Leibowitz and the consumer perspective
As a trade attorney, Leibowitz pointed out that he takes a consumer angle on many issues, rather than a mill perspective. He emphasized that it’s important to consider that side of the coin.
“I may be alone up on the stage. … But I think I have a lot of friends out there who are the rest of the economy, besides steel production, and they get inadequate consideration, at least lately, in terms of the specific remedies that are that we’re going to discuss,” he said.
Leibowitz remarked that trade issue are very complex. He said it’s important to balance the interests of steel producers, steel consumers, steel processors, and general manufacturers “so they don’t move offshore and reduce the demand for steel.”
Election
Of course, November 2024 is just a couple of months away.

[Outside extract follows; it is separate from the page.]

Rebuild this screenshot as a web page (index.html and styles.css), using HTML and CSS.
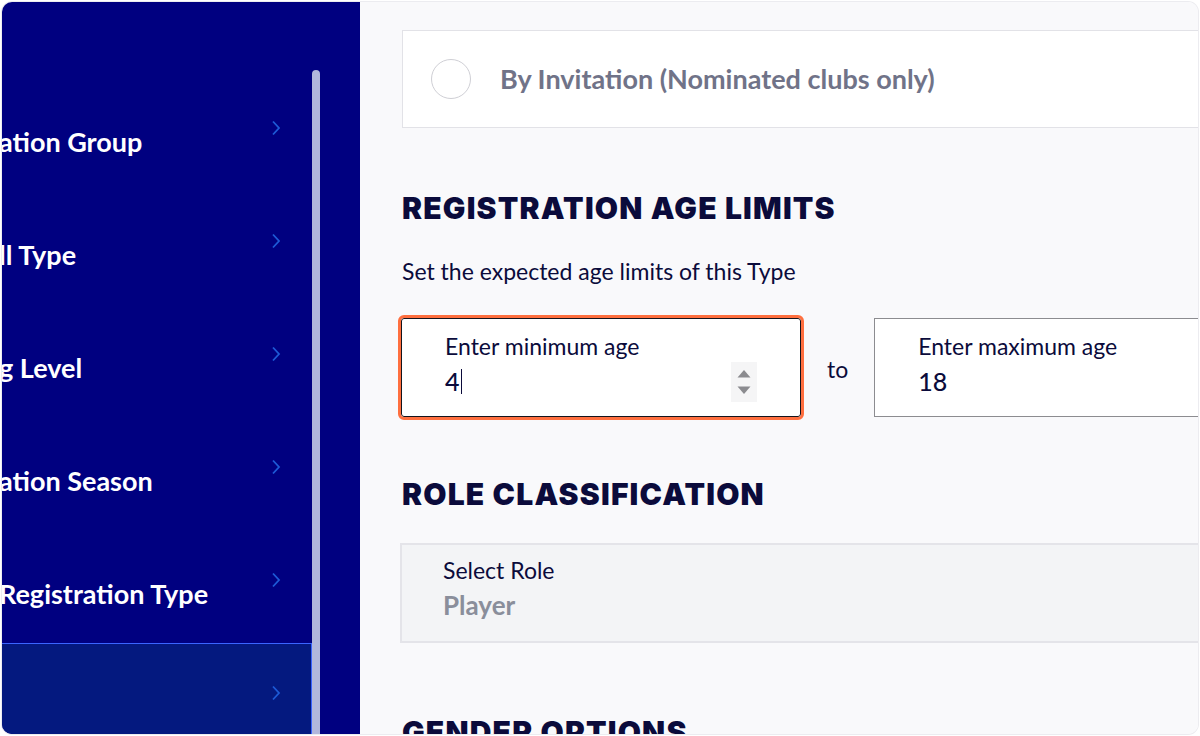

Regarding the two candidates, Leibowitz said there seems to be more “flexibility” with Democratic nominee, and current vice president, Kamala Harris. Recall that it was President Trump who put in place Section 232 tariffs in 2018. (This was before Harris came out against the U.S. Steel/Nippon deal.)
Both Bell and Dempsey pointed out that between the Trump and Biden administrations there was a lot of continuity when it came to trade policy and steel.
Dempsey said the continuity is “driven by the problems these policies are designed to address.” He thinks the Section 232 tariffs will be maintained no matter who is elected for that reason.
Price broadly agreed with both Bell and Dempsey. He pointed out there is an “unknown” factor with Harris because she hasn’t said a lot about trade, and it’s not one of her cornerstone issues.
Still, Price added, “You see a continued recognition that these problems are far broader than industry-specific problems, and and that’s really building out now.” The same issues confronting steel, for example, are echoed in industries as diverse as honey and seafood, he said.